This function implements a Slowly Changing Dimension Type 2 to merge new and current data while maintaining historical records. The function deactivates the old records and activates new ones, ensuring a history-preserving update strategy. Only the changing records are marked as not active and replaced by new active ones.
Usage
SCD2(newData, currentData, key = names(newData))Details
The function:
Separates active and inactive records from the current data.
Gets the old records that are still present in the new data (i.e., the ones that can remain active).
Gets the records present in new data but not present in still active current data (i.e., the records to activate) and activates them.
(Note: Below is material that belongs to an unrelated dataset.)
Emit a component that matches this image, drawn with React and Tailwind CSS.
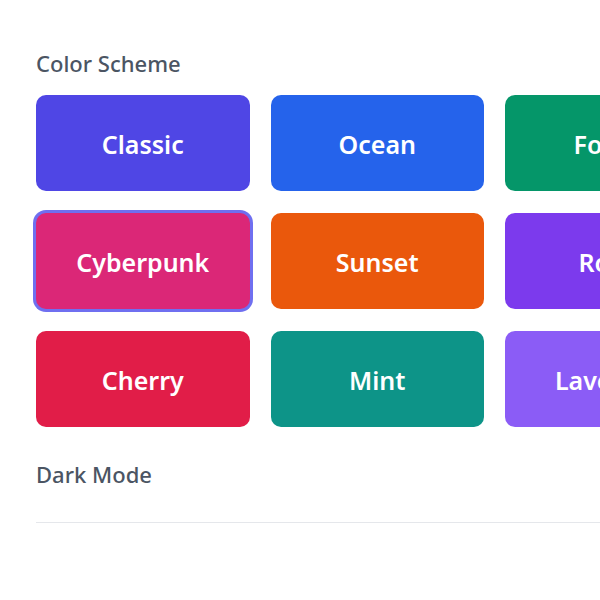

Gets the current active records that are not present in the new data (i.e., the records to deactivate) and deactivates them.
Examples
currentData_ <- tibble::tribble(
~id, ~colA, ~colB, ~colC, ~IS_ACTIVE, ~START_DATE, ~END_DATE,
1, "a1", "b1", "c1", TRUE, Sys.time(), as.Date(NA),
2, "a2", "b2", "c2", TRUE, Sys.time(), as.Date(NA),
3, "a3", "b3", "c3", TRUE, Sys.time(), as.Date(NA))
newData_ <- tibble::tribble(
~id, ~colA, ~colB, ~colC,
1, "a1", "b1", "c1",
2, "a2", "b2", "c20",
3, "a4", "b4", "c4")
mergedData <- SCD2(newData = newData_, currentData = currentData_)